# New Amazon Account Scam - beware



## Jesslyn (Oct 29, 2008)

I just read this from Gizmodo. If you've gotten any of these weird emails from Amazon, you probably should follow-up. I will cross-post under the Kindle category because I can see this turning into a user's account issue instead of an external fraud issue.

http://gizmodo.com/5969981/two+for+one-amazons-socially-engineered-replacement-order-scam


----------



## jabeard (Apr 22, 2011)

Thank you for mentioning this.


----------



## Betsy the Quilter (Oct 27, 2008)

I'm a little confused; does he think the order numbers were stolen during a chat session?  I may have to try reading through it again.

Betsy


----------



## Jeff (Oct 28, 2008)

Betsy the Quilter said:


> I'm a little confused; does he think the order numbers were stolen during a chat session?
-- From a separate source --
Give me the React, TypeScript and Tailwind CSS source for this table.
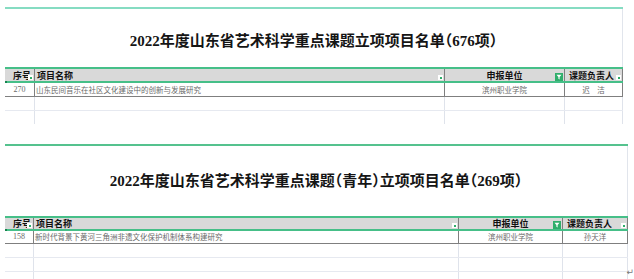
import React from 'react';

const cjk = "font-['Noto_Sans_CJK_SC',sans-serif]";

function Dropdown() {
  return (
    <span className="absolute right-[1px] bottom-[1px] w-[5px] h-[5px] bg-white flex items-center justify-center">
      <span className="w-[2px] h-[2px] bg-[#2fae6b]" />
    </span>
  );
}

function Filter() {
  return (
    <span className="absolute right-[1px] bottom-[0px] w-[8px] h-[8px] bg-[#2fae6b] flex items-center justify-center">
      <svg width="6" height="6" viewBox="0 0 6 6">
        <path d="M0.5 0.8 H5.5 L3.6 3 V5.4 L2.4 4.8 V3 Z" fill="#fff" />
      </svg>
    </span>
  );
}

type BlockProps = {
  width: string;
  topLine: string;
  titleBox: string;
  title: string;
  cols: [string, string, string, string];
  headH: string;
  rowH: string;
  row: [string, string, string, string];
  empties: string[];
};

function Block({ width, topLine, titleBox, title, cols, headH, rowH, row, empties }: BlockProps) {
  return (
    <div className={`ml-[5px] ${width} ${cjk}`}>
      <div className={`border-t-2 ${topLine}`} />
      <div className={`${titleBox} flex justify-center border-r border-[#e1e5ec]`}>
        <div className="font-['Liberation_Serif','Noto_Sans_CJK_SC',serif] font-bold text-[15px] leading-[16px] text-[#151515] [font-feature-settings:'halt']">
          {title}
        </div>
      </div>

      <div className={`relative flex ${headH} border-y-2 border-[#46bf88] bg-[#d9d9d9] text-[9px] leading-none font-bold text-[#111]`}>
        <div className={`${cols[0]} relative border-r border-[#7f7f7f] flex items-center pl-[8px] overflow-hidden whitespace-nowrap`}>
          序号
          <Dropdown />
        </div>
        <div className={`${cols[1]} relative border-r border-[#7f7f7f] flex items-center pl-[2px]`}>
          项目名称
          <Dropdown />
        </div>
        <div className={`${cols[2]} relative border-r border-[#7f7f7f] flex items-center justify-center`}>
          申报单位
          <Filter />
        </div>
        <div className={`${cols[3]} relative border-r border-[#7f7f7f] flex items-center pl-[4px]`}>
          课题负责人
          <Dropdown />
        </div>
        <span className="absolute left-0 bottom-[-2px] w-[2px] h-[2px] bg-[#16824d]" />
      </div>

      <div className={`flex ${rowH} border-b border-[#7f7f7f] text-[7.5px] leading-none text-[#6a6a6a]`}>
        <div className={`${cols[0]} border-r border-[#7f7f7f] flex items-center justify-center font-['Liberation_Serif',serif] text-[8px]`}>
          {row[0]}
        </div>
        <div className={`${cols[1]} border-r border-[#7f7f7f] flex items-center pl-[1px]`}>{row[1]}</div>
        <div className={`${cols[2]} border-r border-[#7f7f7f] flex items-center justify-center`}>{row[2]}</div>
        <div className={`${cols[3]} border-r border-[#7f7f7f] flex items-center justify-center`}>{row[3]}</div>
      </div>

      {empties.map((e, i) => (
        <div key={i} className={`flex ${e}`}>
          {cols.map((c, j) => (
            <div key={j} className={`${c} h-full border-r border-[#dfe3eb]`} />
          ))}
        </div>
      ))}
    </div>
  );
}

export default function App() {
  return (
    <div className="relative w-[634px] h-[279px] bg-white overflow-hidden pt-[7px]">
      <Block
        width="w-[618px]"
        topLine="border-[#86dcc2]"
        titleBox="h-[58px] pt-[24px]"
        title="2022年度山东省艺术科学重点课题立项项目名单（676项）"
        cols={['w-[30px]', 'w-[410px]', 'w-[120px]', 'w-[58px]']}
        headH="h-[16px]"
        rowH="h-[14px]"
        row={['270', '山东民间音乐在社区文化建设中的创新与发展研究', '滨州职业学院', '迟　洁']}
        empties={['h-[14px] border-b border-[#e6e9f0]', 'h-[13px]']}
      />
      <div className="h-[20px]" />
      <Block
        width="w-[623px]"
        topLine="border-[#55c28e]"
        titleBox="h-[70px] pt-[27px]"
        title="2022年度山东省艺术科学重点课题（青年）立项项目名单（269项）"
        cols={['w-[29px]', 'w-[425px]', 'w-[104px]', 'w-[65px]']}
        headH="h-[15px]"
        rowH="h-[13px]"
        row={['158', '新时代背景下黄河三角洲非遗文化保护机制体系构建研究', '滨州职业学院', '孙天洋']}
        empties={['h-[14px] border-b border-[#e6e9f0]', 'h-[14px] border-b border-[#e6e9f0]', 'h-[14px]']}
      />
      <span className="absolute right-[0px] bottom-[2px] text-[9px] leading-none text-[#777] font-['DejaVu_Sans',sans-serif]">
        ↵
      </span>
    </div>
  );
}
I may have to try reading through it again.
> 
> Betsy


I think he said that if a person has the correct user name email address and physical address he can get the order history from customer service.


----------



## Ann in Arlington (Oct 27, 2008)

While troubling, I expect Amazon will look into it.  

However, I would correct the thread title. . .it's not an Amazon scam. . . .it's a scam focused on Amazon accounts.


----------